I gave myself permission to say no to things that drained me, and yes to the quiet rest and rejuvenation I needed regularly.
But there was just one thing I couldn’t wrap my head around. If I was so highly sensitive, why was I also a thrill seeker?
Here’s the truth. I am wildly attracted to situations that seem to fly in the face of conventional highly sensitive traits. I love to travel off the beaten track and crave new and intense experiences.
In my teens and 20s, I regularly travelled to doofs, Australian parties in remote bushland settings with loud dance music, lasers, fire twirlers, and psychedelic art.
For hobbies, I practiced pole dancing, martial arts, and roller derby—sports famous for risk and injury. I once got caught outside in a tropical storm on a small beach in Thailand. Running through the wind and rain while the sea pounded the shore was intensely invigorating.
In my 30s, I lived in rural Finland during the arctic winter, went on a Northern Lights tour in Iceland, took up archery, and returned to my love of roller skating.
Why was I so attracted to these intense experiences when I was so clearly highly sensitive?! I didn’t understand how I could love being so far out of my comfort zone whilst simultaneously being regularly overwhelmed by stimuli.
Until I heard about the High Sensation Seeking test.
Turns out that Elaine Aron, the scientist who discovered and coined the term “highly sensitive person,” realised that these people could also be thrill seekers.
And…it’s complicated. She once described living with both traits as “like living with one foot on the accelerator, one foot on the brakes.”
This is because the area of the brain that governs the highly sensitive trait is different than the one that governs high sensation seeking. They’re independent from one another, so whilst it seems weird, both traits can coexist in the same person.
People who score high on the sensation seeking test are easily bored, avoid routine, enjoy physically thrilling sports, love to travel to foreign places, and get restless if they stay at home for too long. These are all things I identify with too.

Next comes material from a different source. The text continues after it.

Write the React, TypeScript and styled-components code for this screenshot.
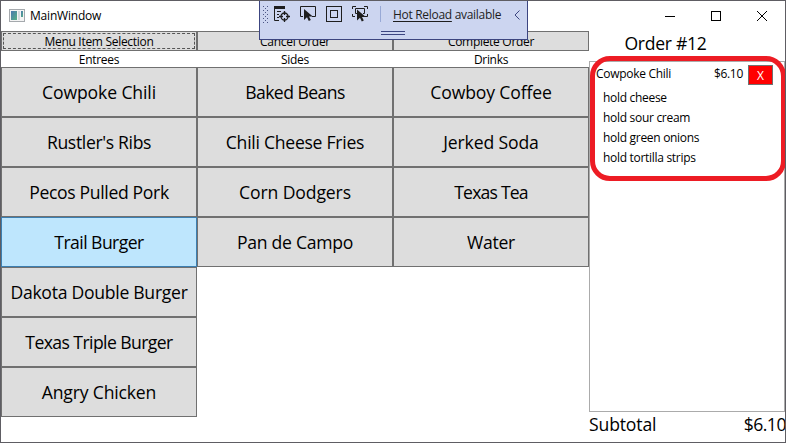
import React from 'react';
import styled, { createGlobalStyle } from 'styled-components';

const Global = createGlobalStyle`
  * { box-sizing: border-box; }
  body { margin: 0; background: #fff; }
`;

const Window = styled.main`
  position: relative;
  display: flex;
  flex-direction: column;
  width: 786px;
  height: 443px;
  overflow: hidden;
  border: 1px solid #5e5d63;
  background: #fff;
  color: #000;
  font-family: 'Open Sans', 'Noto Sans', sans-serif;
  font-size: 12px;
`;

const TitleBar = styled.header`
  display: flex;
  align-items: center;
  height: 30px;
  flex: none;
  padding-left: 8px;
`;

const Title = styled.h1`
  flex: 1;
  margin: 0 0 0 5px;
  font-size: 12px;
  font-weight: 400;
  letter-spacing: -0.2px;
  line-height: 28px;
`;

const CaptionButton = styled.button`
  display: grid;
  place-items: center;
  width: 46px;
  height: 29px;
  padding: 0;
  border: 0;
  background: none;
`;

const Body = styled.div`
  display: grid;
  grid-template-columns: 588px 196px;
  height: 411px;
`;

const MenuArea = styled.section`
  display: grid;
  grid-template-columns: repeat(3, 196px);
  align-content: start;
`;

const Column = styled.div`
  display: flex;
  flex-direction: column;
`;

const Text = styled.span<{ $spacing?: number }>`
  letter-spacing: ${p => p.$spacing ?? -0.3}px;
  white-space: nowrap;
`;

const CommandButton = styled.button<{ $focused?: boolean }>`
  position: relative;
  height: 20px;
  padding: 0;
  border: 1px solid #707070;
  background: #ddd;
  color: #000;
  font: inherit;
  line-height: 19px;
  ${p => p.$focused && `
    &::after {
      content: '';
      position: absolute;
      inset: 1px;
      border: 1px dashed #555;
    }
  `}
`;

const ColumnLabel = styled.div`
  height: 16px;
  line-height: 17px;
  text-align: center;
`;

const MenuButton = styled.button<{ $hot?: boolean }>`
  height: 50px;
  padding: 0;
  border: 1px solid ${p => (p.$hot ? '#3c7fb1' : '#707070')};
  background: ${p => (p.$hot ? '#bee6fd' : '#ddd')};
  color: #000;
  font: inherit;
  font-size: 17.6px;
  line-height: 48px;
`;

const OrderPanel = styled.aside`
  display: flex;
  flex-direction: column;
`;

const OrderTitle = styled.h2`
  height: 30px;
  margin: 0;
  padding-right: 43px;
  text-align: center;
  font-size: 17.6px;
  font-weight: 400;
  line-height: 25px;
`;

const OrderList = styled.div`
  height: 351px;
  border: 1px solid #ababab;
  padding: 3px 11px 0 6px;
`;

const OrderLine = styled.div`
  display: flex;
  height: 20px;
  line-height: 18px;
`;

const ItemName = styled.div`
  flex: 1;
`;

const RemoveButton = styled.button`
  width: 25px;
  height: 20px;
  margin-left: 5px;
  padding: 0;
  border: 1px solid #707070;
  background: #f00;
  color: #fff;
  font: inherit;
  line-height: 20px;
`;

const Notes = styled.ul`
  margin: 3px 0 0 7px;
  padding: 0;
  list-style: none;
  line-height: 20px;
`;

const Subtotal = styled.footer`
  display: flex;
  justify-content: space-between;
  margin-right: -1px;
  font-size: 17.6px;
  line-height: 25px;
`;

const Highlight = styled.div`
  position: absolute;
  left: 589px;
  top: 55px;
  width: 196px;
  height: 125px;
  border: 5px solid #ed1c24;
  border-radius: 20px;
  pointer-events: none;
`;

const DebugBar = styled.div`
  position: absolute;
  left: 258px;
  top: -1px;
  display: flex;
  width: 269px;
  height: 40px;
  border: 1px solid #3c4580;
  background: #ccd5f0;
  color: #1e1e1e;
`;

const HotReload = styled.div`
  margin: 4px 0 0 10px;
  line-height: 19px;
  white-space: nowrap;
  u { text-underline-offset: 2px; }
`;

type Item = [name: string, spacing: number];

const columns: { command: string; label: string; items: Item[] }[] = [
  {
    command: 'Menu Item Selection', label: 'Entrees',
    items: [
      ['Cowpoke Chili', -0.12], ["Rustler's Ribs", -0.35], ['Pecos Pulled Pork', -0.35], ['Trail Burger', -0.55],
      ['Dakota Double Burger', -0.28], ['Texas Triple Burger', -0.58], ['Angry Chicken', -0.18],
    ],
  },
  {
    command: 'Cancel Order', label: 'Sides',
    items: [['Baked Beans', -0.55], ['Chili Cheese Fries', -0.27], ['Corn Dodgers', -0.13], ['Pan de Campo', -0.27]],
  },
  {
    command: 'Complete Order', label: 'Drinks',
    items: [['Cowboy Coffee', -0.15], ['Jerked Soda', -0.14], ['Texas Tea', -0.8], ['Water', -0.24]],
  },
];

const notes = ['hold cheese', 'hold sour cream', 'hold green onions', 'hold tortilla strips'];

const AppIcon = () => (
  <svg width="16" height="14" viewBox="0 0 16 14" shapeRendering="crispEdges">
    <defs>
      <linearGradient id="pane" x1="0" y1="0" x2="1" y2="1">
        <stop offset="0" stopColor="#4a78b0" />
        <stop offset="1" stopColor="#58b184" />
      </linearGradient>
    </defs>
    <rect x=".5" y=".5" width="15" height="12" fill="#f4f4f4" stroke="#a5a9ad" />
    <rect x="2" y="2" width="6" height="9" fill="url(#pane)" />
    <rect x="9" y="2" width="2" height="9" fill="#d5dade" />
    <rect x="12" y="2" width="2" height="6" fill="url(#pane)" />
  </svg>
);

const Cursor = ({ x, y }: { x: number; y: number }) => (
  <path transform={`translate(${x} ${y})`} d="M0 0V11L3 8.3L4.8 12L6.8 11L5 7.6H8.8Z" fill="#1e1e1e" stroke="none" />
);

const DebugIcons = () => (
  <svg width="123" height="38" viewBox="260 1 123 38" fill="none" stroke="#1e1e1e">
    <g fill="#4c5685" stroke="none">
      {[6, 10, 14, 18, 22].map(y => (
        <React.Fragment key={y}>
          <rect x="263" y={y} width="1" height="1" />
          <rect x="267" y={y} width="1" height="1" />
          {y < 22 && <rect x="265" y={y + 2} width="1" height="1" />}
        </React.Fragment>
      ))}
    </g>
    <path d="M274 7.5H285" strokeWidth="3" />
    <path d="M274.5 6V20.5H279M277 11.5H281M277 14.5H279M277 17.5H279" />
    <circle cx="284.5" cy="16.5" r="3.5" strokeWidth="1.3" />
    <path d="M284.5 11V15M284.5 18V22M279 16.5H283M286 16.5H290" strokeWidth="1.3" />
    <path d="M303 16.5H300.5V6.5H315.5V16.5H312" />
    <Cursor x={304} y={9} />
    <rect x="326.5" y="6.5" width="15" height="15" />
    <rect x="330.5" y="10.5" width="7" height="7" />
    <path d="M352.5 9V6.5H356M364 6.5H367.5V9M352.5 14V16.5H355M364.5 16.5H367.5V14M357 13.5H355.5V8.5H364.5V13.5H363" />
    <Cursor x={357} y={9.5} />
    <path d="M380.5 6V22" stroke="#98a9d6" />
  </svg>
);

const BarHandle = styled.span`
  position: absolute;
  left: 121px;
  top: 30px;
  width: 24px;
  height: 4px;
  border: solid #3c4580;
  border-width: 1px 0;
`;

const Chevron = styled.svg`
  position: absolute;
  left: 254px;
  top: 9px;
`;

export default function App() {
  return (
    <Window>
      <Global />
      <TitleBar>
        <AppIcon />
        <Title>MainWindow</Title>
        <CaptionButton aria-label="Minimize">
          <svg width="10" height="10"><path d="M0 5.5H10" stroke="#000" /></svg>
        </CaptionButton>
        <CaptionButton aria-label="Maximize">
          <svg width="10" height="10"><rect x=".5" y=".5" width="9" height="9" fill="none" stroke="#000" /></svg>
        </CaptionButton>
        <CaptionButton aria-label="Close">
          <svg width="10" height="10"><path d="M0 0L10 10M10 0L0 10" stroke="#000" /></svg>
        </CaptionButton>
      </TitleBar>
      <Body>
        <MenuArea>
          {columns.map((c, i) => (
            <Column key={c.label}>
              <CommandButton $focused={i === 0}><Text>{c.command}</Text></CommandButton>
              <ColumnLabel><Text>{c.label}</Text></ColumnLabel>
              {c.items.map(([name, spacing]) => (
                <MenuButton key={name} $hot={name === 'Trail Burger'}><Text $spacing={spacing}>{name}</Text></MenuButton>
              ))}
            </Column>
          ))}
        </MenuArea>
        <OrderPanel>
          <OrderTitle><Text>Order #12</Text></OrderTitle>
          <OrderList>
            <OrderLine>
              <ItemName><Text>Cowpoke Chili</Text></ItemName>
              <Text>$6.10</Text>
              <RemoveButton>X</RemoveButton>
            </OrderLine>
            <Notes>{notes.map(n => <li key={n}><Text>{n}</Text></li>)}</Notes>
          </OrderList>
          <Subtotal><Text $spacing={-0.15}>Subtotal</Text><Text $spacing={-0.5}>$6.10</Text></Subtotal>
        </OrderPanel>
      </Body>
      <Highlight />
      <DebugBar>
        <DebugIcons />
        <HotReload><Text><u>Hot Reload</u> available</Text></HotReload>
        <BarHandle />
        <Chevron width="6" height="10"><path d="M5.5 .5L1 5L5.5 9.5" fill="none" stroke="#3c4580" /></Chevron>
      </DebugBar>
    </Window>
  );
}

Reading about these two different traits makes it sound like being a high sensation seeker is the opposite of being a highly sensitive person. But the more I looked into it, I discovered that’s not quite true.
Being highly sensitive isn’t about being worried, anxious, or overwhelmed. It’s about pausing and checking to see if situations are dangerous or rewarding, which means highly sensitive people are conscientious and keen observers.

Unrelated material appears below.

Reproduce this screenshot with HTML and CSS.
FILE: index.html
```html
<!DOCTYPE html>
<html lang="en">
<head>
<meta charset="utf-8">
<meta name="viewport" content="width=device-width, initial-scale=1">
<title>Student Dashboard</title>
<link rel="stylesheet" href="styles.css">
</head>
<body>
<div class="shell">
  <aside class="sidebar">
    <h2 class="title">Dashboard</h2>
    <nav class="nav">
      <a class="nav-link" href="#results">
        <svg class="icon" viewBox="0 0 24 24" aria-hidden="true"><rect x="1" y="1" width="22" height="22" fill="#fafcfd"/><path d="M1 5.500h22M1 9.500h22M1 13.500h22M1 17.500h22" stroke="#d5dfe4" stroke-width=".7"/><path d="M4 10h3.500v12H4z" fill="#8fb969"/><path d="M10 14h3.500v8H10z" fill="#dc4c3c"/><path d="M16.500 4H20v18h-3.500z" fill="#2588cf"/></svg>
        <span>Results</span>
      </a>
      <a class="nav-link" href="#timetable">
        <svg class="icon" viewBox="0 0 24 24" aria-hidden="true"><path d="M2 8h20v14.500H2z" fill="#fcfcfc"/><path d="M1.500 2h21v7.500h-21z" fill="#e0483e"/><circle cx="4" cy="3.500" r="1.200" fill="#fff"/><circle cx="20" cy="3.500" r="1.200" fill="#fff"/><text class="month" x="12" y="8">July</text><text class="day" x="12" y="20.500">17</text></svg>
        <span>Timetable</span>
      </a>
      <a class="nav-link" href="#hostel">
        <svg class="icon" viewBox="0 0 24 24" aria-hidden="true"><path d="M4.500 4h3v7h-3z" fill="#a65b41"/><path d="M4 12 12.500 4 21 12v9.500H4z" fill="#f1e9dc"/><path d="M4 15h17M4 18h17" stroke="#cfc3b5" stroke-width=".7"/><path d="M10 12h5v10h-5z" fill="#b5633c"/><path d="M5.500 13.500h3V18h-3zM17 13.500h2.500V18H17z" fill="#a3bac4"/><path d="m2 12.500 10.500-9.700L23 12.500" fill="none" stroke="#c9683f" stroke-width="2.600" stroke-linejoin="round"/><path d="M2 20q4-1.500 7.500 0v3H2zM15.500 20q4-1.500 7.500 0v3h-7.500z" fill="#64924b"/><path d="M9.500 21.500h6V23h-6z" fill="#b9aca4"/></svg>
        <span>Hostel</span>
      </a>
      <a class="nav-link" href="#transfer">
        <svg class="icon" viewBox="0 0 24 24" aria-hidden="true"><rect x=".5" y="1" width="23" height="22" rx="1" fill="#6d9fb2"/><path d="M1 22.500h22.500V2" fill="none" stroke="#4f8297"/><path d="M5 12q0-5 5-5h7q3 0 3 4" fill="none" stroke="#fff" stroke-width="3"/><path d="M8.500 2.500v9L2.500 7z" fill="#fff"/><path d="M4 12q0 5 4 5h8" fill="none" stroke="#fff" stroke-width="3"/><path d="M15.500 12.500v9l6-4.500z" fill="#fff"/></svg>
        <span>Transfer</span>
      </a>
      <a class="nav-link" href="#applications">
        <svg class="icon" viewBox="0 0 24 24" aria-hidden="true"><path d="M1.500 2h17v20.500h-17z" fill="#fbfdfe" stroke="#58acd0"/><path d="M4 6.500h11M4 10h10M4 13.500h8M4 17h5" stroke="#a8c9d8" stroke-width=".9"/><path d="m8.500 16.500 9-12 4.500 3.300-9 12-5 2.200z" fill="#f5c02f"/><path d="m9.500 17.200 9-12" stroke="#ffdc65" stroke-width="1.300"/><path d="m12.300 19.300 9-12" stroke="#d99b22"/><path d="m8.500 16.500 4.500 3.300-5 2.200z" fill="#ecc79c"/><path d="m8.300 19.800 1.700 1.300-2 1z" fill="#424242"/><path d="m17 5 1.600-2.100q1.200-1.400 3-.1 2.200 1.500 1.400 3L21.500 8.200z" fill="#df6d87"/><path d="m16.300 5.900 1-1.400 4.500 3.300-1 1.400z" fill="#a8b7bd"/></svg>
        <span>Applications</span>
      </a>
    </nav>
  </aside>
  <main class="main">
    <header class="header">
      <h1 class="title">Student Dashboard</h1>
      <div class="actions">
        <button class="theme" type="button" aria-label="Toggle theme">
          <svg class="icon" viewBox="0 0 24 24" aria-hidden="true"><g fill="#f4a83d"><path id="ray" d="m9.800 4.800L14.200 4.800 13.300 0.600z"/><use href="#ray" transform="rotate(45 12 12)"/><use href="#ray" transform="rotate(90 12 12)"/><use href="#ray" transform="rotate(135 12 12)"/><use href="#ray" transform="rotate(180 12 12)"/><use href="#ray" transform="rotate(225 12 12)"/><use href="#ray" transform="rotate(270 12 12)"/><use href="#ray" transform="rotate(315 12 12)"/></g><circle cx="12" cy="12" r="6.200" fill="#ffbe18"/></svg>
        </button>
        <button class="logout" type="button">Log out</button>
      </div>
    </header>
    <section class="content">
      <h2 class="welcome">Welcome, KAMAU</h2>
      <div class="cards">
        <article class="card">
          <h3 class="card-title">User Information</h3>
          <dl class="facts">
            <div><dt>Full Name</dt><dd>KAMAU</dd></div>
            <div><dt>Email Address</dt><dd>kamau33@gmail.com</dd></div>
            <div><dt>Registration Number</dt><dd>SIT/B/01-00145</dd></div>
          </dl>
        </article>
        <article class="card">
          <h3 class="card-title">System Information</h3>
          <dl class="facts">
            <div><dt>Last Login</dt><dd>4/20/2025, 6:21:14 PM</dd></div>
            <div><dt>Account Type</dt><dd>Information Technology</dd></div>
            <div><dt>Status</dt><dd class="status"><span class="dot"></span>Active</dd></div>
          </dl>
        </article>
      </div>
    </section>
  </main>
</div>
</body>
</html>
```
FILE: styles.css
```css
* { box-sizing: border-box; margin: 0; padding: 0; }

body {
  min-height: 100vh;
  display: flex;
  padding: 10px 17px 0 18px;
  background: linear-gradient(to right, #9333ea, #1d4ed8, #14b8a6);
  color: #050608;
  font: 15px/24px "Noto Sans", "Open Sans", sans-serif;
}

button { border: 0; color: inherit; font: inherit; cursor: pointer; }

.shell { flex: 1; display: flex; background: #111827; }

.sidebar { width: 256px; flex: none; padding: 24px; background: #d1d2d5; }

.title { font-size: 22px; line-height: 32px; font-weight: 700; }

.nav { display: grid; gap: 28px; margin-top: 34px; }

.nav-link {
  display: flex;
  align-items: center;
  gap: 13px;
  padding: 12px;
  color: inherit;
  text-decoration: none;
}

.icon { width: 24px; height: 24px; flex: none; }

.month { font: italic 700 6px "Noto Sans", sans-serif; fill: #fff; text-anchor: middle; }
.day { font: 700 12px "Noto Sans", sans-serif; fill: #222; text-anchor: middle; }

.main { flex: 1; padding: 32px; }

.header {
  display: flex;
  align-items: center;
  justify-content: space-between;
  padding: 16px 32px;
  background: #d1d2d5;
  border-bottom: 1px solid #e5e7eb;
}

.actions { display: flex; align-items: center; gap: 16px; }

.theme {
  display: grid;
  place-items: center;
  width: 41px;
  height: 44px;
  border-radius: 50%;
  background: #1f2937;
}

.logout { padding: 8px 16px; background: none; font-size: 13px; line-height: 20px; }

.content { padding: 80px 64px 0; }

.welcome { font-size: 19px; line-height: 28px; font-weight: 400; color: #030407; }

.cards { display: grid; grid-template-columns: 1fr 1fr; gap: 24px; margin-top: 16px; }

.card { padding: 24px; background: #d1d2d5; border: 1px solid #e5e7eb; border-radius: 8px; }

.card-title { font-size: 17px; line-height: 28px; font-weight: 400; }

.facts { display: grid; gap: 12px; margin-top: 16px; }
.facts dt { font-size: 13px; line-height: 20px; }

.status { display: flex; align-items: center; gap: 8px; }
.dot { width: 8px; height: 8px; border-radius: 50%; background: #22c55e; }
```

High sensation seeking is about curiosity and exploration, especially to discover and gain new experiences. It’s centered around risk and reward in the hope that the reward will be pleasurable.
Neither trait is inherently good or bad. Some situations require diligence and some require exploration. Accepting that you can have both traits, and appear as a bit of an enigma to other people, is liberating.
In my life, I’ve started to see how these two traits work well together.
For example, I love to roller skate. Zooming around to loud music is so much fun for me. But I never put on my skates without also putting on safety gear, like knee pads and wrist guards. I take my time when learning new tricks and keep to indoor skating. If I was ever to venture outdoors, I know I would add a helmet to my list of safety gear, and I would go slowly, so I could pause and check to make sure the path was free from potential fall risks.
These days, I’m approaching 40 and I’m more comfortable than ever with my two “opposing” traits. I feel empowered by my empathy and know that my sensitivity is a superpower. I don’t want to hide it, switch it off, or give it away. And I allow my sensation seeking to give me new experiences that I might not get to have otherwise.
I no longer wish to be normal. It’s overrated and an illusion. Being a highly sensitive person and a high sensation seeker is weird—and I wouldn’t have it any other way.
Us highly sensitive and high sensation seekers are diamonds, rare and vibrant. Let’s embrace these aspects of our personality and give ourselves permission to shine. The world becomes a far more interesting place when we do. Plus, it’s much easier than trying to suppress our true nature.
Cheers to you, my fellow HSP/HSS weirdos.